→ **Dataset extract**:
──────────────────────────────

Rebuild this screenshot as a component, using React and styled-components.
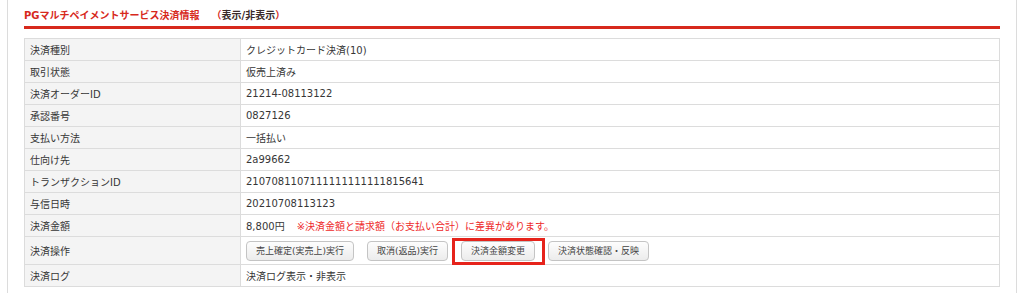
import styled, { createGlobalStyle } from 'styled-components';

const GlobalStyle = createGlobalStyle`
  html, body {
    margin: 0;
    background: #ffffff;
  }
  body {
    font-family: "DejaVu Sans", "Noto Sans CJK JP", sans-serif;
    font-size: 10px;
    color: #363636;
  }
`;

const Frame = styled.div`
  margin: 0 7px;
  min-height: 293px;
  border-left: 1px solid #dcdcdc;
  border-right: 1px solid #dcdcdc;
  padding: 0 16px;
  box-sizing: border-box;
`;

const Heading = styled.h2`
  margin: 0 0 9px;
  padding-top: 6px;
  height: 20px;
  line-height: 20px;
  font-size: 10px;
  font-weight: bold;
  color: #d7291c;
  border-bottom: 3px solid #d7291c;
`;

const ToggleGroup = styled.span`
  margin-left: 12px;
`;

const Toggle = styled.a`
  color: #3a2a2a;
  text-decoration: none;
  cursor: pointer;
`;

const Table = styled.table`
  width: 100%;
  border-collapse: collapse;
  border: 1px solid #dcdcdc;
`;

const Row = styled.tr`
  height: ${(p) => (p.$tall ? '28px' : '22px')};
`;

const Label = styled.th`
  width: 205px;
  padding: 0 5px;
  text-align: left;
  font-weight: normal;
  background: #f4f4f4;
  border: 1px solid #dcdcdc;
`;

const Value = styled.td`
  padding: 0 5px;
  background: #ffffff;
  border: 1px solid #dcdcdc;
`;

const Notice = styled.span`
  margin-left: 12px;
  color: #ee2a2a;
`;

const Actions = styled.div`
  display: flex;
  align-items: center;
  gap: 13px;
`;

const Button = styled.button`
  position: relative;
  height: 20px;
  padding: 0 9px;
  font-family: inherit;
  font-size: 9px;
  color: #444;
  background: linear-gradient(#fdfdfd, #ececec);
  border: 1px solid #c4c4c4;
  border-radius: 4px;
  cursor: pointer;

  ${(p) =>
    p.$marked &&
    `
    &::after {
      content: "";
      position: absolute;
      top: -4px;
      bottom: -5px;
      left: -10px;
      right: -11px;
      border: 3px solid #e6231b;
      pointer-events: none;
    }
  `}
`;

const rows = [
  ['決済種別', 'クレジットカード決済(10)'],
  ['取引状態', '仮売上済み'],
  ['決済オーダーID', '21214-08113122'],
  ['承認番号', '0827126'],
  ['支払い方法', '一括払い'],
  ['仕向け先', '2a99662'],
  ['トランザクションID', '2107081107111111111111815641'],
  ['与信日時', '20210708113123'],
];

const actions = [
  { label: '売上確定(実売上)実行' },
  { label: '取消(返品)実行' },
  { label: '決済金額変更', marked: true },
  { label: '決済状態確認・反映' },
];

export default function App() {
  return (
    <>
      <GlobalStyle />
      <Frame>
        <Heading>
          PGマルチペイメントサービス決済情報
          <ToggleGroup>
            （<Toggle>表示/非表示</Toggle>）
          </ToggleGroup>
        </Heading>
        <Table>
          <tbody>
            {rows.map(([label, value]) => (
              <Row key={label}>
                <Label>{label}</Label>
                <Value>{value}</Value>
              </Row>
            ))}
            <Row>
              <Label>決済金額</Label>
              <Value>
                8,800円
                <Notice>※決済金額と請求額（お支払い合計）に差異があります。</Notice>
              </Value>
            </Row>
            <Row $tall>
              <Label>決済操作</Label>
              <Value>
                <Actions>
                  {actions.map((a) => (
                    <Button key={a.label} type="button" $marked={a.marked}>
                      {a.label}
                    </Button>
                  ))}
                </Actions>
              </Value>
            </Row>
            <Row>
              <Label>決済ログ</Label>
              <Value>決済ログ表示・非表示</Value>
            </Row>
          </tbody>
        </Table>
      </Frame>
    </>
  );
}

──────────────────────────────

→ **What is needed**:
Every line is to be duplicated exactly, though pictures stay out.

→ **Exercise response**:
Rebuild this screenshot as a component, using React and styled-components.
import styled, { createGlobalStyle } from 'styled-components';

const GlobalStyle = createGlobalStyle`
  html, body {
    margin: 0;
    background: #ffffff;
  }
  body {
    font-family: "DejaVu Sans", "Noto Sans CJK JP", sans-serif;
    font-size: 10px;
    color: #363636;
  }
`;

const Frame = styled.div`
  margin: 0 7px;
  min-height: 293px;
  border-left: 1px solid #dcdcdc;
  border-right: 1px solid #dcdcdc;
  padding: 0 16px;
  box-sizing: border-box;
`;

const Heading = styled.h2`
  margin: 0 0 9px;
  padding-top: 6px;
  height: 20px;
  line-height: 20px;
  font-size: 10px;
  font-weight: bold;
  color: #d7291c;
  border-bottom: 3px solid #d7291c;
`;

const ToggleGroup = styled.span`
  margin-left: 12px;
`;

const Toggle = styled.a`
  color: #3a2a2a;
  text-decoration: none;
  cursor: pointer;
`;

const Table = styled.table`
  width: 100%;
  border-collapse: collapse;
  border: 1px solid #dcdcdc;
`;

const Row = styled.tr`
  height: ${(p) => (p.$tall ? '28px' : '22px')};
`;

const Label = styled.th`
  width: 205px;
  padding: 0 5px;
  text-align: left;
  font-weight: normal;
  background: #f4f4f4;
  border: 1px solid #dcdcdc;
`;

const Value = styled.td`
  padding: 0 5px;
  background: #ffffff;
  border: 1px solid #dcdcdc;
`;

const Notice = styled.span`
  margin-left: 12px;
  color: #ee2a2a;
`;

const Actions = styled.div`
  display: flex;
  align-items: center;
  gap: 13px;
`;

const Button = styled.button`
  position: relative;
  height: 20px;
  padding: 0 9px;
  font-family: inherit;
  font-size: 9px;
  color: #444;
  background: linear-gradient(#fdfdfd, #ececec);
  border: 1px solid #c4c4c4;
  border-radius: 4px;
  cursor: pointer;

  ${(p) =>
    p.$marked &&
    `
    &::after {
      content: "";
      position: absolute;
      top: -4px;
      bottom: -5px;
      left: -10px;
      right: -11px;
      border: 3px solid #e6231b;
      pointer-events: none;
    }
  `}
`;

const rows = [
  ['決済種別', 'クレジットカード決済(10)'],
  ['取引状態', '仮売上済み'],
  ['決済オーダーID', '21214-08113122'],
  ['承認番号', '0827126'],
  ['支払い方法', '一括払い'],
  ['仕向け先', '2a99662'],
  ['トランザクションID', '2107081107111111111111815641'],
  ['与信日時', '20210708113123'],
];

const actions = [
  { label: '売上確定(実売上)実行' },
  { label: '取消(返品)実行' },
  { label: '決済金額変更', marked: true },
  { label: '決済状態確認・反映' },
];

export default function App() {
  return (
    <>
      <GlobalStyle />
      <Frame>
        <Heading>
          PGマルチペイメントサービス決済情報
          <ToggleGroup>
            （<Toggle>表示/非表示</Toggle>）
          </ToggleGroup>
        </Heading>
        <Table>
          <tbody>
            {rows.map(([label, value]) => (
              <Row key={label}>
                <Label>{label}</Label>
                <Value>{value}</Value>
              </Row>
            ))}
            <Row>
              <Label>決済金額</Label>
              <Value>
                8,800円
                <Notice>※決済金額と請求額（お支払い合計）に差異があります。</Notice>
              </Value>
            </Row>
            <Row $tall>
              <Label>決済操作</Label>
              <Value>
                <Actions>
                  {actions.map((a) => (
                    <Button key={a.label} type="button" $marked={a.marked}>
                      {a.label}
                    </Button>
                  ))}
                </Actions>
              </Value>
            </Row>
            <Row>
              <Label>決済ログ</Label>
              <Value>決済ログ表示・非表示</Value>
            </Row>
          </tbody>
        </Table>
      </Frame>
    </>
  );
}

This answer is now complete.